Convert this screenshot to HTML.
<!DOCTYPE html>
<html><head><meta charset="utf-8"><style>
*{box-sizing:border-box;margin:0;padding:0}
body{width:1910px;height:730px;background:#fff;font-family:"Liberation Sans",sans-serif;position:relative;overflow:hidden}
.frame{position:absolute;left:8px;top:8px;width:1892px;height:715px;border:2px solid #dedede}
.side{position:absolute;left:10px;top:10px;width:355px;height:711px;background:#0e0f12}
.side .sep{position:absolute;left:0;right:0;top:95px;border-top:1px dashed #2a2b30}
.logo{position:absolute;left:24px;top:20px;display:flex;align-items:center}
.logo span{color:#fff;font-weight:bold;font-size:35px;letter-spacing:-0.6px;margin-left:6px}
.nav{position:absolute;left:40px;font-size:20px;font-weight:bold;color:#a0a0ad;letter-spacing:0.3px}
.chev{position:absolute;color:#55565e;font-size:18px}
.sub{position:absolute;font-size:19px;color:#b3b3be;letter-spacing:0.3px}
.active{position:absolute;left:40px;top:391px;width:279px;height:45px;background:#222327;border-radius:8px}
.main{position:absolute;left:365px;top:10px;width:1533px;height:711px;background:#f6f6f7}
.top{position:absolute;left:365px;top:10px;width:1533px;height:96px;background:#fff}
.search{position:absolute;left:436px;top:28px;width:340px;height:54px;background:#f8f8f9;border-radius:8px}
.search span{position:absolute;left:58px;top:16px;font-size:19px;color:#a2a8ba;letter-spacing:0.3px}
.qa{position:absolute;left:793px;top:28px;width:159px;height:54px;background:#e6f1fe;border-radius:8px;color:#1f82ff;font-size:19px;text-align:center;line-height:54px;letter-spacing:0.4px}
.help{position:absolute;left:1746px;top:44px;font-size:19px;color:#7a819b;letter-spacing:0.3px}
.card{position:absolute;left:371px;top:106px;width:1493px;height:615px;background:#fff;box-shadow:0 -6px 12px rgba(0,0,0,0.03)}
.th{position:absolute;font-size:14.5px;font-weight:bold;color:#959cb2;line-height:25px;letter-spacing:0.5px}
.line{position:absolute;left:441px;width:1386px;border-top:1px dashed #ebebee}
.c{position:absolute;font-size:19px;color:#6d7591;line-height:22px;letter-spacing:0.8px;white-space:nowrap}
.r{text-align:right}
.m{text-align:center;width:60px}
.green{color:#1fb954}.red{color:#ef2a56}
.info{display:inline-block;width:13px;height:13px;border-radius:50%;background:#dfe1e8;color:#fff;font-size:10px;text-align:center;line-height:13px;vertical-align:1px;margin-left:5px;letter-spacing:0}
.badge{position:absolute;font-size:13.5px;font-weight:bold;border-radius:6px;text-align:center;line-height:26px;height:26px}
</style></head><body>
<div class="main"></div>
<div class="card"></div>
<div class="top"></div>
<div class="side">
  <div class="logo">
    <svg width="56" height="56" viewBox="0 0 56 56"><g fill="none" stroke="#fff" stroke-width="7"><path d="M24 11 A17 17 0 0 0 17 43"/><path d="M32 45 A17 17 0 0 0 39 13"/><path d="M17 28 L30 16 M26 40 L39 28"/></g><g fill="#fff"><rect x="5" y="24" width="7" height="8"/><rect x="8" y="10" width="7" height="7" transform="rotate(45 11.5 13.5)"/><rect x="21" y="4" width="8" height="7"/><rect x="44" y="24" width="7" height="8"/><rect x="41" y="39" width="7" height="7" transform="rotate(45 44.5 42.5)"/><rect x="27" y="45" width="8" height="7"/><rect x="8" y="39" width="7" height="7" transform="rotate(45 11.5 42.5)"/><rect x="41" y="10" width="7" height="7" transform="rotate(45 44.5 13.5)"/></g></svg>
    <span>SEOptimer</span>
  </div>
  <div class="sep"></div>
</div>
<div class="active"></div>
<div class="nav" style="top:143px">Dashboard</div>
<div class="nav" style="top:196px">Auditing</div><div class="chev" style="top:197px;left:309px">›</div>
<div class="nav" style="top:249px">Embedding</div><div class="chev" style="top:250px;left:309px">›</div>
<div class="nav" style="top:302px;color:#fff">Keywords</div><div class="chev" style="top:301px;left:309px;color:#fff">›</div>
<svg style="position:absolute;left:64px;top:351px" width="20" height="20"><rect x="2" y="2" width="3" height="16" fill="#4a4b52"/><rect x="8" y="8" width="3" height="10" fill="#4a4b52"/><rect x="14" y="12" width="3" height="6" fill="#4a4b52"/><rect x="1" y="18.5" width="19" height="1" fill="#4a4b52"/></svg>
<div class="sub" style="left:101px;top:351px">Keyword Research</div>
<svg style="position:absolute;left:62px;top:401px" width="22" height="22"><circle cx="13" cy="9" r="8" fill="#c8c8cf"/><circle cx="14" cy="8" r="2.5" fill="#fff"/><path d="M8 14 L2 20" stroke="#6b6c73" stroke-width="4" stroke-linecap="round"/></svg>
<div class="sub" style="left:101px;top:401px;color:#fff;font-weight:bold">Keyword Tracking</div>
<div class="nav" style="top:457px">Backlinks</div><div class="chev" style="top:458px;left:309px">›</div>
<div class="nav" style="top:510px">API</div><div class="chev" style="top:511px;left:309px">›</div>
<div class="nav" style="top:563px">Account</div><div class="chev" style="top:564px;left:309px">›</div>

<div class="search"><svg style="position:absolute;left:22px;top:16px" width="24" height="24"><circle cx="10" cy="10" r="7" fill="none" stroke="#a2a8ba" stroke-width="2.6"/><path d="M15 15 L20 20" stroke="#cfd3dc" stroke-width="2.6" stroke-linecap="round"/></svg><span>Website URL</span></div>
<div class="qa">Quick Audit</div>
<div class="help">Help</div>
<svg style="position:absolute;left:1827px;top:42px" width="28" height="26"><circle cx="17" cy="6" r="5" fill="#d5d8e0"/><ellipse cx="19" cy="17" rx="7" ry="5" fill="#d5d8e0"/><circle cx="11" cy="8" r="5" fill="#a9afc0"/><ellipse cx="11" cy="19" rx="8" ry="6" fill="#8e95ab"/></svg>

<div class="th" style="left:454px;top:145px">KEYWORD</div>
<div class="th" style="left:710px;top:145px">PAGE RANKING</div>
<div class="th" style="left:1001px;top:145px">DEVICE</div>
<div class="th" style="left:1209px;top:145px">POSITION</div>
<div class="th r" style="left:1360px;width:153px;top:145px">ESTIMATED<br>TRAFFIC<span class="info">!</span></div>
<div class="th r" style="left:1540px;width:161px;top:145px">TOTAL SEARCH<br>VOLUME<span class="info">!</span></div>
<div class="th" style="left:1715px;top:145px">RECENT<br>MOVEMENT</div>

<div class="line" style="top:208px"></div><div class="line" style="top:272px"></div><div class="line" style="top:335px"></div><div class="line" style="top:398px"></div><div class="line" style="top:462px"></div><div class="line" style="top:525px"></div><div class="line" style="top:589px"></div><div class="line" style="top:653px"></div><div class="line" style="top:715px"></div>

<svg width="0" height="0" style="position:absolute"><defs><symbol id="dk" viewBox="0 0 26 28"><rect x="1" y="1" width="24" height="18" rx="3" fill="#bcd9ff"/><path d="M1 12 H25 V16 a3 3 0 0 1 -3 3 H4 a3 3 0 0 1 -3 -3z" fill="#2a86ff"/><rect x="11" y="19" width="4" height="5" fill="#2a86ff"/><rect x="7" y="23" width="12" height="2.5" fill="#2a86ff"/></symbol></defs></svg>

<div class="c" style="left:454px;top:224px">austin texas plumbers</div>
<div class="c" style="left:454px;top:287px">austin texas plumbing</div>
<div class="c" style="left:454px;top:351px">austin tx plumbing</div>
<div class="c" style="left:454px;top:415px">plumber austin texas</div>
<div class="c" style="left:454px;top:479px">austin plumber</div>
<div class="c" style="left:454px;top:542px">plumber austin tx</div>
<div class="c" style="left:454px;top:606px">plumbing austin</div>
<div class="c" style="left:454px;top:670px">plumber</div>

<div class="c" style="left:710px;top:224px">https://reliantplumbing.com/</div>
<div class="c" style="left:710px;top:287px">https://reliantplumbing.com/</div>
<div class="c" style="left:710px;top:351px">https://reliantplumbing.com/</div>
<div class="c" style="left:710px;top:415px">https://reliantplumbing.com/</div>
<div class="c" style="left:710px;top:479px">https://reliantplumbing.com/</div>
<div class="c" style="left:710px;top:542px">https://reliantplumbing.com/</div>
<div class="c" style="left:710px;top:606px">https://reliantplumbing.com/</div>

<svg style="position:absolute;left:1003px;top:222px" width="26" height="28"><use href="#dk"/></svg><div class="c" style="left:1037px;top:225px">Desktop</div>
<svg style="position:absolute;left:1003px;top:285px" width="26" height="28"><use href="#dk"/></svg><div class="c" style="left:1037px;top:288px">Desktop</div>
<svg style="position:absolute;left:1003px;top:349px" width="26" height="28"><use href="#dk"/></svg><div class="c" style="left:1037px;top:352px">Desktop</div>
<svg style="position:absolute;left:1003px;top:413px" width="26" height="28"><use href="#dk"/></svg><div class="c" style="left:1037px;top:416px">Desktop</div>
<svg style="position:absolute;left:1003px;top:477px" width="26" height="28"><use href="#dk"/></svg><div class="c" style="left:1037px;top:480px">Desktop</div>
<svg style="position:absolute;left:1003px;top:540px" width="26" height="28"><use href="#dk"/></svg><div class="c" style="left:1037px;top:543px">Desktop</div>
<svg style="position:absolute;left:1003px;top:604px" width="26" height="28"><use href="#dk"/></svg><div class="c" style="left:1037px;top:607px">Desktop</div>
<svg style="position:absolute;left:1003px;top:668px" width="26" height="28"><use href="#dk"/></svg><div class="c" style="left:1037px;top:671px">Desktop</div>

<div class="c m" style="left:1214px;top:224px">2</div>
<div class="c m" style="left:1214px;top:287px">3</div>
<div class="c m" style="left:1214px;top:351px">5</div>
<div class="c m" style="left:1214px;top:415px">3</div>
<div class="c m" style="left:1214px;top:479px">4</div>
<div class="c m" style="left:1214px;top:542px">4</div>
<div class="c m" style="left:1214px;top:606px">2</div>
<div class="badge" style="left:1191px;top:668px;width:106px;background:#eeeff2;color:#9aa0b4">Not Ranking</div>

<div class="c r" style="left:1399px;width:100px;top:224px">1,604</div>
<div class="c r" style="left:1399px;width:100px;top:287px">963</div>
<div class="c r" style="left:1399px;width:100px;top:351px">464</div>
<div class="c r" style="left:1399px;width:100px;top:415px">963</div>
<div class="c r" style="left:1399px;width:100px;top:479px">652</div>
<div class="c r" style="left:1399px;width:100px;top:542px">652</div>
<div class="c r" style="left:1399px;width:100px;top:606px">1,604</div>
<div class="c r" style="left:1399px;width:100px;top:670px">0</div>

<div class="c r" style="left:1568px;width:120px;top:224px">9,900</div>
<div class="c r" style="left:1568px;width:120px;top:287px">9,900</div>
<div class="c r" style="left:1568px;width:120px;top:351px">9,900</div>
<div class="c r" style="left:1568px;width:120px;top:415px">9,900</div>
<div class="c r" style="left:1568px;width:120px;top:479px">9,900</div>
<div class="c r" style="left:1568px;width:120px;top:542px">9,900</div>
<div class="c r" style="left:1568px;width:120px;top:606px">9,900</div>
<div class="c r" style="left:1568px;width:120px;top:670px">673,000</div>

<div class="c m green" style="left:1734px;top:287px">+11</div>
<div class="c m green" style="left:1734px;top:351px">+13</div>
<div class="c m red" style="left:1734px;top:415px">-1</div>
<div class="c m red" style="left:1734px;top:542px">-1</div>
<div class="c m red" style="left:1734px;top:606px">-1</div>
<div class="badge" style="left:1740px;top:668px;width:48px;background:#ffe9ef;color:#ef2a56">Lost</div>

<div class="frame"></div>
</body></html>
==
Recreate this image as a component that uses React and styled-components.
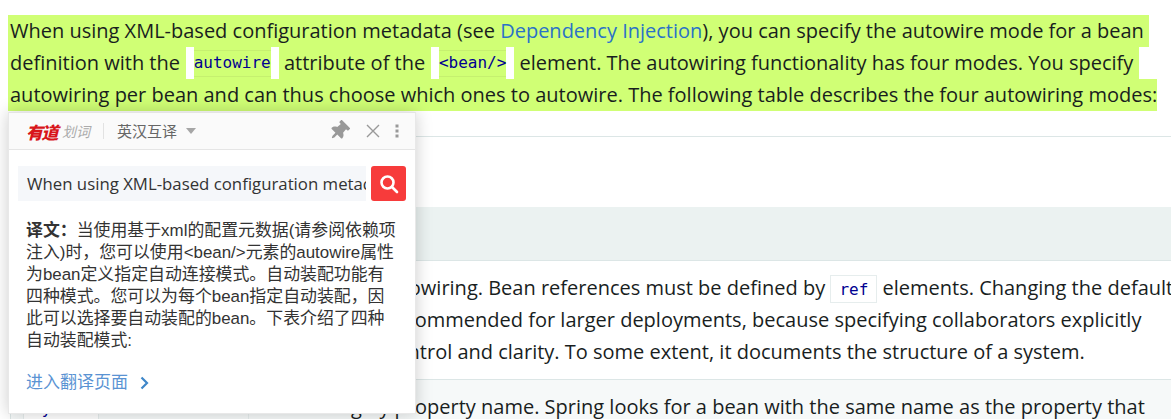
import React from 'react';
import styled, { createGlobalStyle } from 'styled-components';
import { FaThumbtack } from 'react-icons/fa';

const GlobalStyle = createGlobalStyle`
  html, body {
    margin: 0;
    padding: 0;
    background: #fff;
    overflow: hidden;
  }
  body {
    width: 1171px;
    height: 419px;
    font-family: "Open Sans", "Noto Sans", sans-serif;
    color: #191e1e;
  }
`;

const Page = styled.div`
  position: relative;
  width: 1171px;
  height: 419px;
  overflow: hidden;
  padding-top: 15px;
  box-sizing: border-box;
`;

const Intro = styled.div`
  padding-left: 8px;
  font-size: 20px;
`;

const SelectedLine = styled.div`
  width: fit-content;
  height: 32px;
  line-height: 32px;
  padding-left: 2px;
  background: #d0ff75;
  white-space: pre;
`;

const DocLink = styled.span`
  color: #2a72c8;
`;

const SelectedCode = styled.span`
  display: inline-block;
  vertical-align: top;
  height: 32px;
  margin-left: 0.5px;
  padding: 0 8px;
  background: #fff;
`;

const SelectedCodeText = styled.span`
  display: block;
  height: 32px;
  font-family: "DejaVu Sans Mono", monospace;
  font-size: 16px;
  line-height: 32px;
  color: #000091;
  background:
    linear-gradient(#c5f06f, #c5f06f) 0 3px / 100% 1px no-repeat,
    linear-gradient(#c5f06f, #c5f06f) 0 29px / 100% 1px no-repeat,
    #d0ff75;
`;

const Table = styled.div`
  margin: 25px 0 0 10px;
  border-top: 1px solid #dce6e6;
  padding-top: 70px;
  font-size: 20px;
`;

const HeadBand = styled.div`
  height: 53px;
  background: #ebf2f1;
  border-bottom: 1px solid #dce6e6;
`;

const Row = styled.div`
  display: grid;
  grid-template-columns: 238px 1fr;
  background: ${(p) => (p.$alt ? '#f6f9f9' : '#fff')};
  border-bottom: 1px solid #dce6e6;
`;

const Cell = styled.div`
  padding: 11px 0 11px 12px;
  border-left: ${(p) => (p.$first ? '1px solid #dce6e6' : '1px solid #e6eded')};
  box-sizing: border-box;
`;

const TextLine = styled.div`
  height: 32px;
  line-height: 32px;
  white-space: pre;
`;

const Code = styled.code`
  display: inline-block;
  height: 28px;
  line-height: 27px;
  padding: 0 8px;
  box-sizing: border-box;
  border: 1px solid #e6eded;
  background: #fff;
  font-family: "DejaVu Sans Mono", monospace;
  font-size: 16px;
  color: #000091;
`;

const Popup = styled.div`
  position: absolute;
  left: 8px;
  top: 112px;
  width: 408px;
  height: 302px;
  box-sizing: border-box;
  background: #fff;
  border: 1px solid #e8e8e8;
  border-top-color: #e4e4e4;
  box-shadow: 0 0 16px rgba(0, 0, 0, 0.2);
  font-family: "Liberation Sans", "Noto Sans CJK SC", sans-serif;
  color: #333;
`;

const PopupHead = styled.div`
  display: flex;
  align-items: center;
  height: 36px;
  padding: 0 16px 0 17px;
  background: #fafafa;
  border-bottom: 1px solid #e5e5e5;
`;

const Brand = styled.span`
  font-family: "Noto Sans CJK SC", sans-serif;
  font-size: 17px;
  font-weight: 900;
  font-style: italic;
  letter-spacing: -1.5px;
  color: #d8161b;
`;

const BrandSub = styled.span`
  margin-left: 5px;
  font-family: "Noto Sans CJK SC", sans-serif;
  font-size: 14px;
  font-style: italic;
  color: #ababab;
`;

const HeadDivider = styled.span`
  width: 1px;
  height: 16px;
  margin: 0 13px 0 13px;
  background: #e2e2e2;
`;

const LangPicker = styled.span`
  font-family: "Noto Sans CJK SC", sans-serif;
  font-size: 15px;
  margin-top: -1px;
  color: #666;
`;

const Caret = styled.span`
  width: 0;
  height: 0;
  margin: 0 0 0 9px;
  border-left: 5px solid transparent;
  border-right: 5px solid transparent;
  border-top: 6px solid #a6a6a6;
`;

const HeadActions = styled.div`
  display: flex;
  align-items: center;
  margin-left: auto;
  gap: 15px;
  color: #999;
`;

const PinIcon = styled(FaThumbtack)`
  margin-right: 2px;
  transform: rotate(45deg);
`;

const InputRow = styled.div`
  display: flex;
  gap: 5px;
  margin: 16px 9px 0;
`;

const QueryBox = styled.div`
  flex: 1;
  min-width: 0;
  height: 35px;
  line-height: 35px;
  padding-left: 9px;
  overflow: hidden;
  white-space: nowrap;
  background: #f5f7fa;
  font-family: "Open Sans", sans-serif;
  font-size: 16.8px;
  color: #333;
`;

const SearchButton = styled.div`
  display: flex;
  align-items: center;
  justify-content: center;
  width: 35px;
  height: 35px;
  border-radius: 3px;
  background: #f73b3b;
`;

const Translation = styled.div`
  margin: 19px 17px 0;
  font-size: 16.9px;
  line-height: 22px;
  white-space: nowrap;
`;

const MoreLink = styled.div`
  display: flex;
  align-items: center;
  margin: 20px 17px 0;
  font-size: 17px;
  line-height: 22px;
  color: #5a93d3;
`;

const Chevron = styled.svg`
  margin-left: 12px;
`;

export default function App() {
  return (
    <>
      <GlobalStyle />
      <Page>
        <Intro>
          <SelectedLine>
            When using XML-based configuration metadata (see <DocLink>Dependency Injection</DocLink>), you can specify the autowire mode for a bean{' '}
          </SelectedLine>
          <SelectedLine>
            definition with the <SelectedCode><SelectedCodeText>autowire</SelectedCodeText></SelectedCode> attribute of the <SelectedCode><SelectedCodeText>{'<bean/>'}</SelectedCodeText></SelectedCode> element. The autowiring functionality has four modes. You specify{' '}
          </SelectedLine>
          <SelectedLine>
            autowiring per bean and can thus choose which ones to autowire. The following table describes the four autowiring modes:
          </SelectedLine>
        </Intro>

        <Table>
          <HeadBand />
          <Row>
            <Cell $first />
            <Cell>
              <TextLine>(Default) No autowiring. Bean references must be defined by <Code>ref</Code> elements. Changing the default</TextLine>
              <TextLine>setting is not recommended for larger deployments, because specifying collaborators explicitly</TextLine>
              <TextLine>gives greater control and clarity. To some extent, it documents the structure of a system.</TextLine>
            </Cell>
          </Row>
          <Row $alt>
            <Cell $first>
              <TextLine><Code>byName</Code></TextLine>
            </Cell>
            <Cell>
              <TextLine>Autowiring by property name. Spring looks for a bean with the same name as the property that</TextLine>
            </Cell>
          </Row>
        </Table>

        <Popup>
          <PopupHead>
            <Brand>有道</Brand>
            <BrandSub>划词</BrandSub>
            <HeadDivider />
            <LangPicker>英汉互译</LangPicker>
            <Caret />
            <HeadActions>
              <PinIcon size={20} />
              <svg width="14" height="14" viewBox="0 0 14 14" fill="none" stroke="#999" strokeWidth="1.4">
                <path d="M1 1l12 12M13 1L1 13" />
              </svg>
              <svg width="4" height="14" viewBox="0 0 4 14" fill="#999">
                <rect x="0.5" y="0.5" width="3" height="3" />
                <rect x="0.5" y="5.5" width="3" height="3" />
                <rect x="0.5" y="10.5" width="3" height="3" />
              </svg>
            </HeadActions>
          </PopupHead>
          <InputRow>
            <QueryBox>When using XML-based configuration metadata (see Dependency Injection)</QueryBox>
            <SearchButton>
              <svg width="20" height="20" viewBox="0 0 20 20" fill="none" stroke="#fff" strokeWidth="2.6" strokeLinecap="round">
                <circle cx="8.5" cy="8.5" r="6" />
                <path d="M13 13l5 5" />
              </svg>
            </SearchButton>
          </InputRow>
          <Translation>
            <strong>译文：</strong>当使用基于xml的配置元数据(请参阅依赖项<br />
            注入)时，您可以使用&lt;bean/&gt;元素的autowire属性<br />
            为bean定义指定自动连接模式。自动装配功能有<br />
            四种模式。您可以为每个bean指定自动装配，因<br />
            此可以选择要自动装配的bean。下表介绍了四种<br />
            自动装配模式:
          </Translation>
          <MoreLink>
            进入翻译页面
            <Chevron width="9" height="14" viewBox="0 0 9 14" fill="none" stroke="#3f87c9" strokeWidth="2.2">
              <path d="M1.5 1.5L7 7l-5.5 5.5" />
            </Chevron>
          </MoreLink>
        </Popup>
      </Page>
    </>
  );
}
* * *
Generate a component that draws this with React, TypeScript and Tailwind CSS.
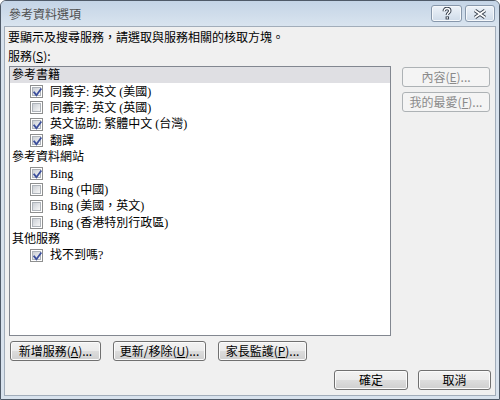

PROBLEM TO SOLVE:
Return every line above in which the string "components" occurs.

WRITTEN REPLY:
Recreate this image as a component that uses React and styled-components.
import styled, { createGlobalStyle } from 'styled-components';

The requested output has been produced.